By Wendy Traas and Yvonne Dawydiak

Education Librarians were impressed by the quality of responses from students in the Unlock Library Literacy workshops in LLED 350 and LLED 360. As part of the learning activities during the workshops, teacher education students were asked to consider what questions they had about incorporating digital technology into the classroom, and how to integrate Indigenous perspectives and principles. Especially considering they were in the first few weeks of the teacher education program, the thoughtfulness demonstrated by students in response to these questions was noteworthy.

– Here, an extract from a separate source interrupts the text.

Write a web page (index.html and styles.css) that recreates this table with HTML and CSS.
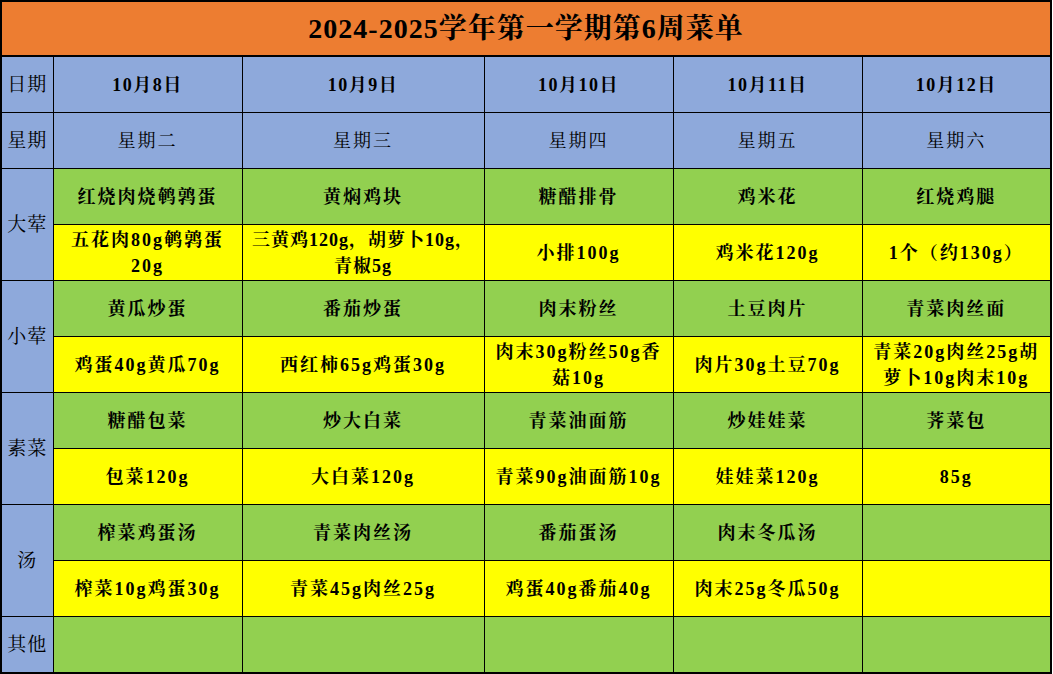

Many responses to these questions would make for great inquiry questions to explore throughout the year so we are sharing them with you here. We teamed up with Yvonne Dawydiak to think about how to move some of this learning forward. In this post we describe some of the feedback students submitted, and point to opportunities and resources to support further inquiry on the topics.

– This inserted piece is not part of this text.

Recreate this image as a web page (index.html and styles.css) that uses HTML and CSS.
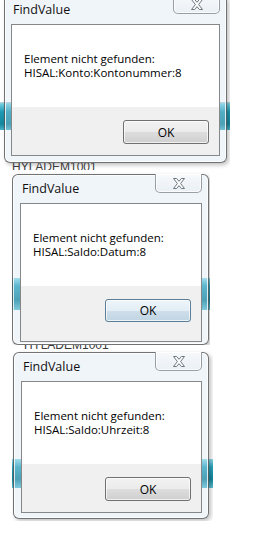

Digital Technology Integration

Working in small groups, students were asked to consider the following question as part of the Coding and Computational Thinking station:

What questions do you have about working with digital technology in the classroom?

Responses to this prompt included practical considerations of accessing and managing digital technology in the classroom, designing cross curricular connections, ensuring equitable access to technology, finding educator resources and strategies to improve knowledge of computational thinking, and how to balance engagement with distraction. A selection of student responses are listed below:

  • How can we keep students on task and not distracted by the really cool digital technology that facilitates the learning?
  • How would we integrate an activity like coding into an ELA classroom?
  • How do we make these kinds of learning opportunities more accessible for lower income school districts?
  • How do we choose what tech to invest in within budget limitations?
  • How do you incorporate full class participation when you only have access to limited devices?
  • How do we find balance between being a part of the digital world and not let it take over?
  • How to teach kids to be digitally literate and safe online?
  • How do we teach healthy relationships with an reliance on technology?
  • What are some adaptations for visually impaired students?
  • How do you work with a technology you’ve never used before? What resources do teachers use to keep up with technological advances?
  • From what age is it appropriate to introduce digital technology?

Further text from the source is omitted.